- **SOURCE MATERIAL**
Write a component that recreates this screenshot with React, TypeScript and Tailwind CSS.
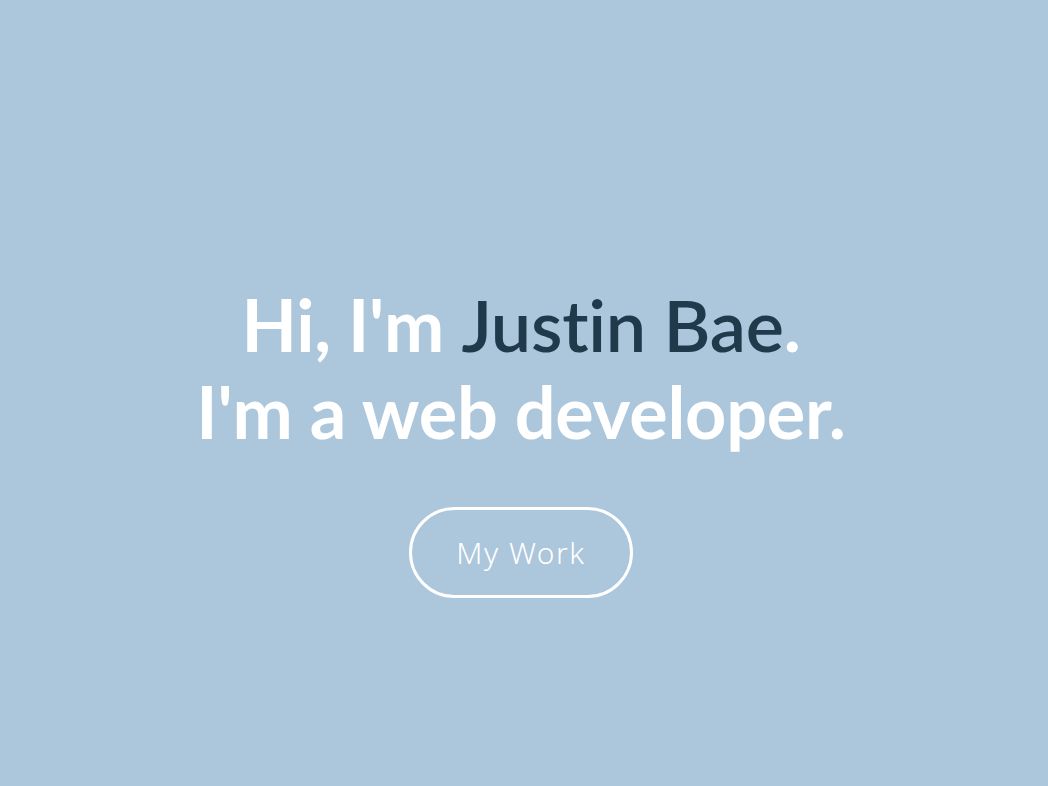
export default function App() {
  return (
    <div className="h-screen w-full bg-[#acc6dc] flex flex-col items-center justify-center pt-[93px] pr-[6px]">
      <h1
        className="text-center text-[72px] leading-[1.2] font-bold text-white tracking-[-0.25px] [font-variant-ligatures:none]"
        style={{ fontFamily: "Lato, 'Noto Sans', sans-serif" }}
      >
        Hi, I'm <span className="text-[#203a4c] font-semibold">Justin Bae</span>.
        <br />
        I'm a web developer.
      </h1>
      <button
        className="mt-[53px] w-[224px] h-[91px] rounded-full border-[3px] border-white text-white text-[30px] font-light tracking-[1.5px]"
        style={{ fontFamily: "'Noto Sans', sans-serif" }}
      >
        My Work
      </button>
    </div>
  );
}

- **DIRECTIONS FOR THIS TASK**
Without including any pictures, print all of the material exactly as given.

- **FINAL RESULT**
Write a component that recreates this screenshot with React, TypeScript and Tailwind CSS.
export default function App() {
  return (
    <div className="h-screen w-full bg-[#acc6dc] flex flex-col items-center justify-center pt-[93px] pr-[6px]">
      <h1
        className="text-center text-[72px] leading-[1.2] font-bold text-white tracking-[-0.25px] [font-variant-ligatures:none]"
        style={{ fontFamily: "Lato, 'Noto Sans', sans-serif" }}
      >
        Hi, I'm <span className="text-[#203a4c] font-semibold">Justin Bae</span>.
        <br />
        I'm a web developer.
      </h1>
      <button
        className="mt-[53px] w-[224px] h-[91px] rounded-full border-[3px] border-white text-white text-[30px] font-light tracking-[1.5px]"
        style={{ fontFamily: "'Noto Sans', sans-serif" }}
      >
        My Work
      </button>
    </div>
  );
}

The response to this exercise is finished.